Levies rose faster than Poseidon shares in the ‘70s. Soon enough, upfront per lot levies went past the $50,000 per lot mark and although recent moves to cap these per lot levies to $28,000 per dwelling have been introduced, many observers seem to think that councils are now so addicted that they’ll find alternate ways to get around the caps.

So the triple whammy of ‘reform’ in just over a decade was that regulations and complexity exploded, supply became artificially constrained to meet some deterministic view of how and where us mere citizens might be permitted to live, and costs and charges levied on new housing (and new development generally) exploded.

At no point during this period, and this has to be emphasised, can anyone honestly claim that this has achieved anything positive. It has made housing prohibitively expensive, and less responsive to market signals. Simply put, it takes longer, costs more, and is vastly more complicated than it was before, for no measureable gain.

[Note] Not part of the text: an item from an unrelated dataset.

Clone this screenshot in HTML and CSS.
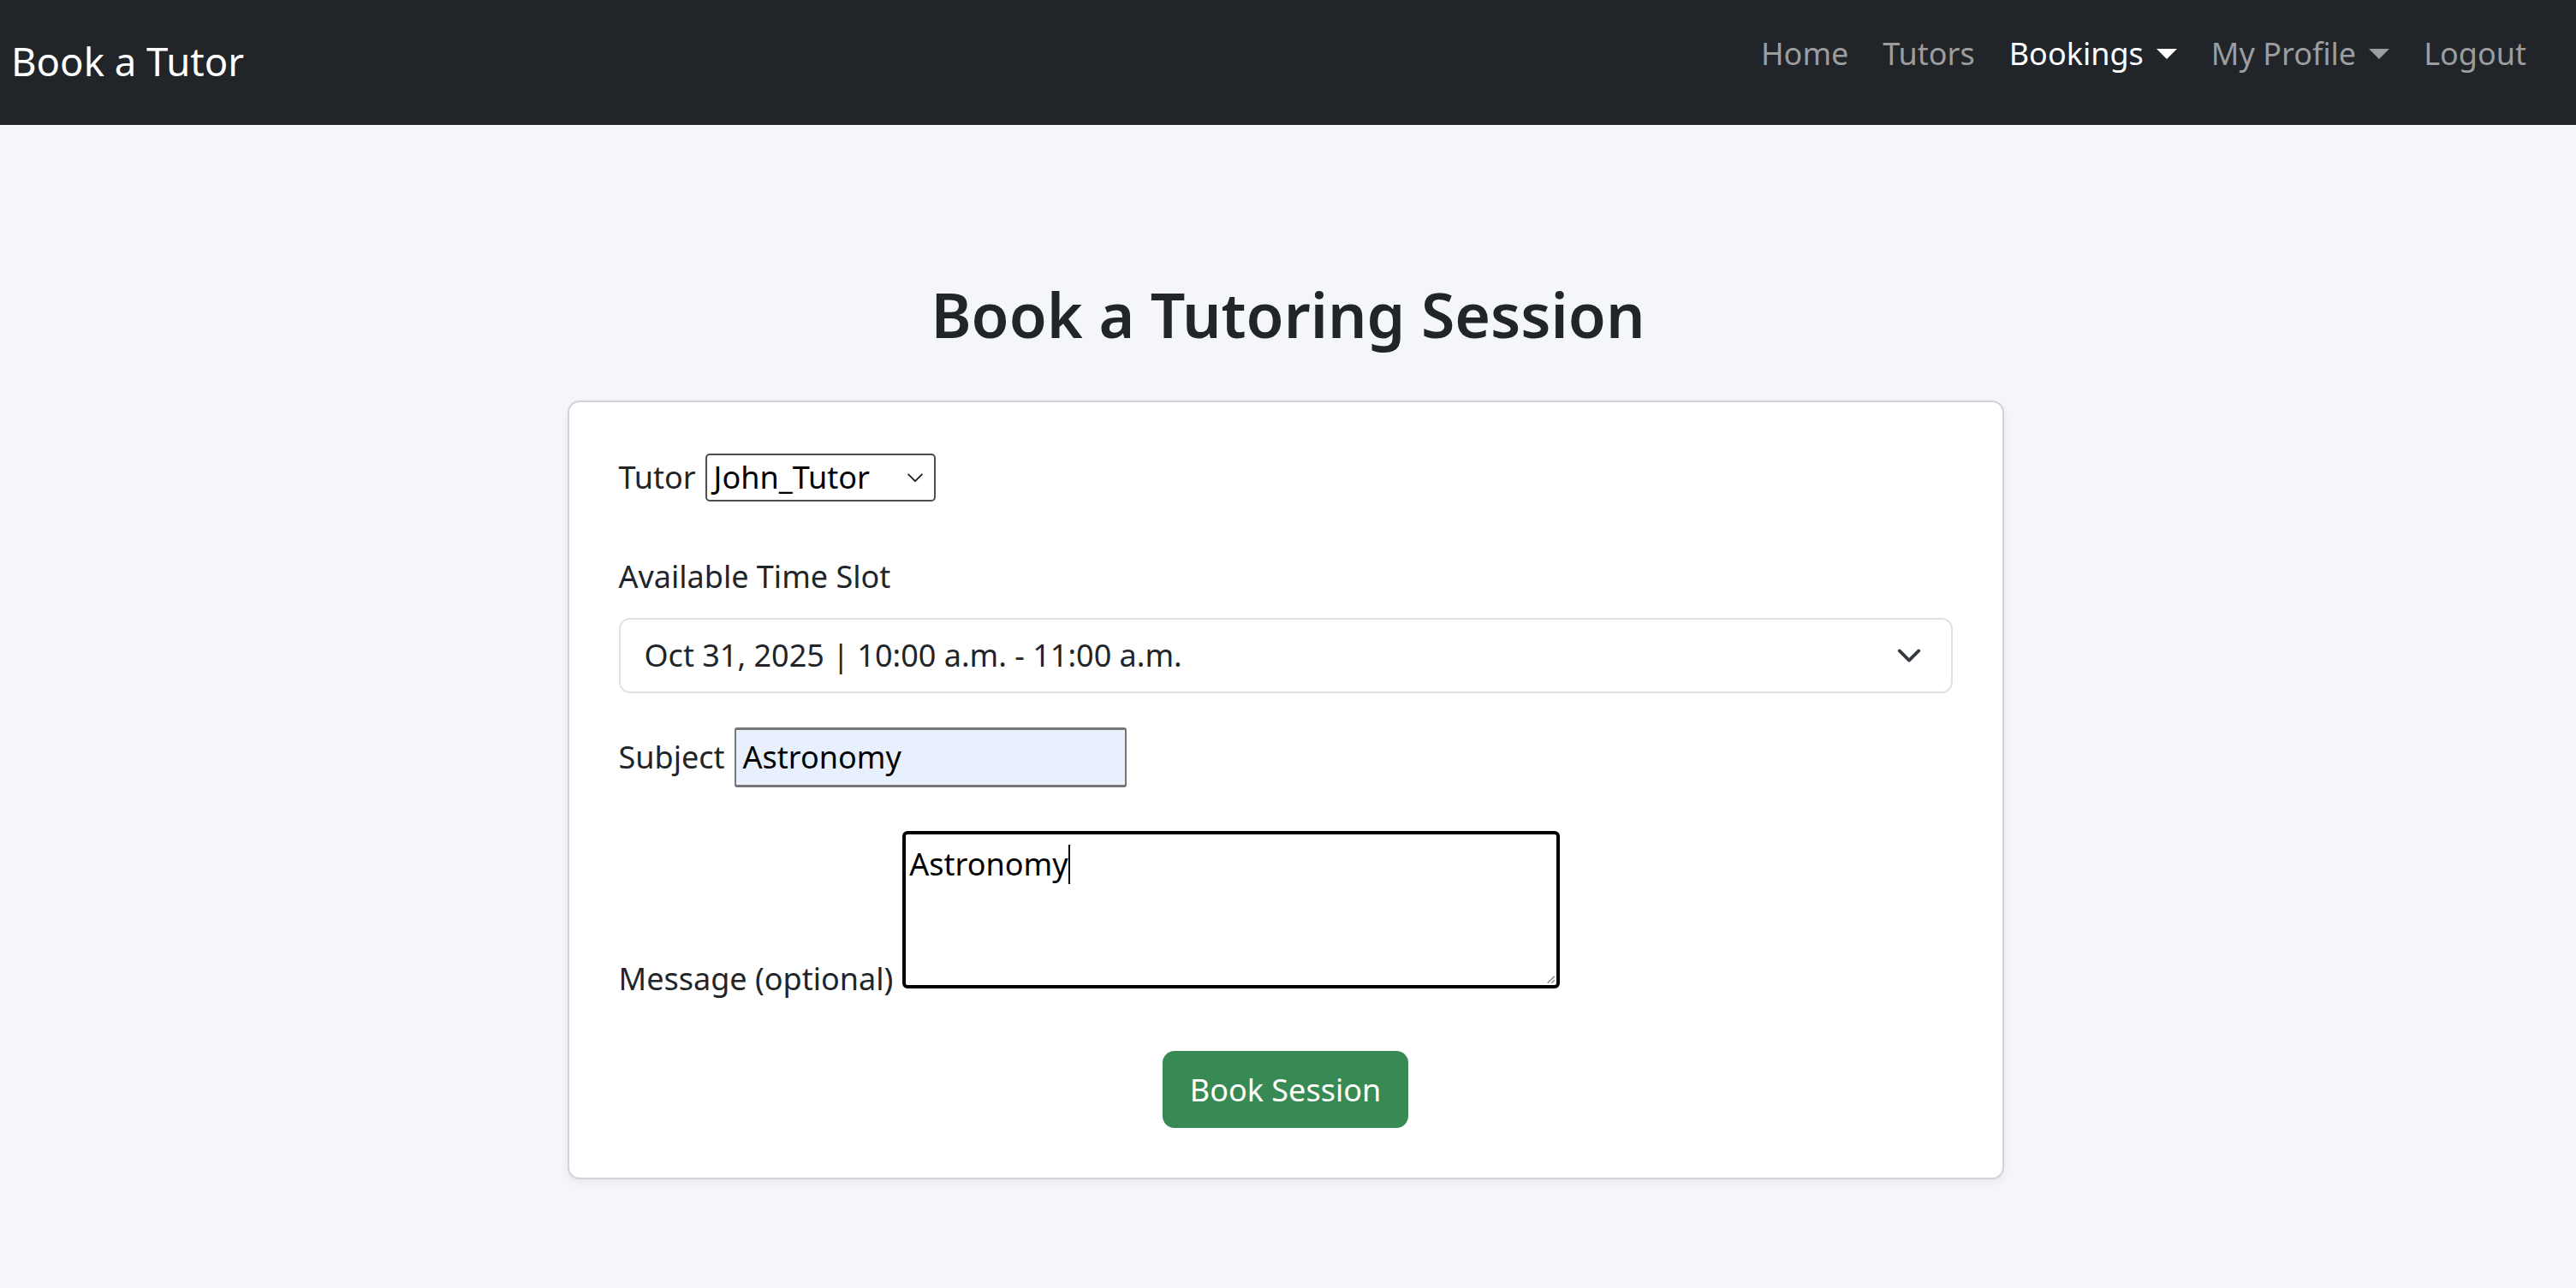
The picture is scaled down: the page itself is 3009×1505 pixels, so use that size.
FILE: index.html
```html
<!DOCTYPE html>
<html lang="en">
<head>
<meta charset="utf-8">
<title>Book a Tutoring Session</title>
<link rel="stylesheet" href="styles.css">
</head>
<body>
<nav class="navbar">
  <a class="brand" href="#">Book a Tutor</a>
  <ul class="nav">
    <li><a class="nav-link" href="#">Home</a></li>
    <li><a class="nav-link" href="#">Tutors</a></li>
    <li><a class="nav-link active has-caret" href="#">Bookings</a></li>
    <li><a class="nav-link has-caret" href="#">My Profile</a></li>
    <li><a class="nav-link" href="#">Logout</a></li>
  </ul>
</nav>
<main class="main">
  <h1 class="title">Book a Tutoring Session</h1>
  <section class="card">
    <form class="form">
      <div class="inline-field tutor-field">
        <label class="inline-label">Tutor</label>
        <div class="native-select">
          <span class="native-value">John_Tutor</span>
          <svg class="native-chevron" viewBox="0 0 16 10" width="20" height="12"><path d="M1 1.5 L8 8.5 L15 1.5" fill="none" stroke="#222" stroke-width="1.5"/></svg>
        </div>
      </div>
      <div class="block-field">
        <label class="block-label">Available Time Slot</label>
        <div class="form-select">
          <span class="select-value">Oct 31, 2025 | 10:00 a.m. - 11:00 a.m.</span>
          <svg class="select-chevron" viewBox="0 0 16 16" width="30" height="30"><path d="M2 5 L8 11 L14 5" fill="none" stroke="#343a40" stroke-width="2" stroke-linecap="round" stroke-linejoin="round"/></svg>
        </div>
      </div>
      <div class="inline-field subject-field">
        <label class="inline-label">Subject</label>
        <div class="text-input">Astronomy</div>
      </div>
      <div class="inline-field message-field">
        <label class="inline-label message-label">Message (optional)</label>
        <div class="textarea">
          <span class="textarea-text">Astronomy</span><span class="caret-line"></span>
          <svg class="resize-grip" viewBox="0 0 12 12" width="14" height="14"><path d="M11 4 L4 11 M11 8 L8 11" stroke="#888" stroke-width="1.2"/></svg>
        </div>
      </div>
      <div class="actions">
        <button class="btn-success" type="button">Book Session</button>
      </div>
    </form>
  </section>
</main>
</body>
</html>
```

FILE: styles.css
```css
* { box-sizing: border-box; }
html, body { margin: 0; padding: 0; }
body {
  font-family: "Noto Sans", "Open Sans", sans-serif;
  font-size: 36px;
  line-height: 1.5;
  color: #212529;
  background: #f5f6fa;
  min-height: 1505px;
}
.navbar {
  height: 146px;
  background: #212529;
  display: flex;
  align-items: center;
  justify-content: space-between;
  padding: 0 38px 4px 13px;
}
.brand {
  color: #fff;
  text-decoration: none;
  font-size: 45.5px;
  line-height: 60px;
}
.nav {
  list-style: none;
  margin: -16px 0 0;
  padding: 0;
  display: flex;
  align-items: center;
}
.nav-link {
  display: flex;
  align-items: center;
  color: #9c9d9f;
  text-decoration: none;
  padding: 0 20px;
  font-size: 36px;
  line-height: 54px;
}
.nav-link.active { color: #fff; }
.has-caret::after {
  content: "";
  display: inline-block;
  margin-left: 15px;
  border-top: 12px solid currentColor;
  border-left: 12px solid transparent;
  border-right: 12px solid transparent;
}
.main {
  display: flex;
  flex-direction: column;
  align-items: center;
  padding-top: 179px;
}
.title {
  margin: 0 0 57px;
  font-size: 71.5px;
  line-height: 86px;
  font-weight: 600;
}
.card {
  width: 1678px;
  background: #fff;
  border: 2px solid #d2d3d5;
  border-radius: 14px;
  box-shadow: 0 4px 8px rgba(0,0,0,0.06);
  padding: 60px 58px 58px;
  margin-left: -6px;
}
.form { display: flex; flex-direction: column; }
.inline-field {
  display: flex;
  align-items: center;
  gap: 11px;
}
.inline-label { white-space: nowrap; }
.native-select {
  width: 269px;
  height: 56px;
  border: 2px solid #4d4d4d;
  border-radius: 5px;
  display: flex;
  align-items: center;
  justify-content: space-between;
  padding: 0 12px 0 8px;
  color: #000;
}
.block-field { margin-top: 61px; }
.block-label { display: block; margin-bottom: 21px; }
.form-select {
  height: 88px;
  border: 2px solid #dee2e6;
  border-radius: 13px;
  display: flex;
  align-items: center;
  justify-content: space-between;
  padding: 0 34px 0 28px;
}
.subject-field { margin-top: 40px; }
.text-input {
  width: 458px;
  height: 70px;
  background: #e8f0fe;
  border: 2px solid #767676;
  border-top-width: 3px;
  border-bottom-width: 3px;
  border-radius: 3px;
  display: flex;
  align-items: center;
  padding: 0 8px;
  color: #000;
}
.message-field { margin-top: 51px; align-items: flex-end; }
.message-label { margin-bottom: -16px; }
.textarea {
  position: relative;
  width: 768px;
  height: 184px;
  border: 4px solid #000;
  border-radius: 6px;
  padding: 12px 4px 0;
  color: #000;
  line-height: 1.3;
}
.caret-line {
  display: inline-block;
  width: 2px;
  height: 46px;
  background: #000;
  vertical-align: -10px;
}
.resize-grip { position: absolute; right: 1px; bottom: 1px; }
.actions {
  display: flex;
  justify-content: center;
  margin-top: 73px;
}
.btn-success {
  font-family: inherit;
  font-size: 36px;
  color: #fff;
  background: #388a55;
  border: 0;
  border-radius: 14px;
  height: 90px;
  padding: 0 32px;
}
```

[An indication of this was given to me recently in the form of the Sunshine Coast Council’s budget for its development assessment ‘directorate.’ (How apropos is that term? It would be just as much at home in a Soviet planning bureau).  Their budget (the documents had to be FOI’d) for 2009-10 financial year included a total employee costs budget of $17.4 million.  For the sake of argument, let’s assume the average directorate comrade was paid $80,000 per annum. That would mean something like more than 200 staff in total. Now they might all be very busy, but it surely says something about how complexity and costs have poisoned our assessment system if the Sunshine Coast Council needs to spend over $17 million of its ratepayer’s money just to employ people to assess development applications in a down market.]

If there had been any meaningful measures attached to these changes in approach over the last decade, we’d be better placed to assess how they’ve performed. But there weren’t, so let’s instead retrospectively apply some:

Is there now more certainty? No. Ask anyone. Developers are confused. The community is confused. Even regulators are confused and frequently resort to planning lawyers, which often leads to more confusion. The simple question of ‘what can be done on this piece of land’ is now much harder to answer.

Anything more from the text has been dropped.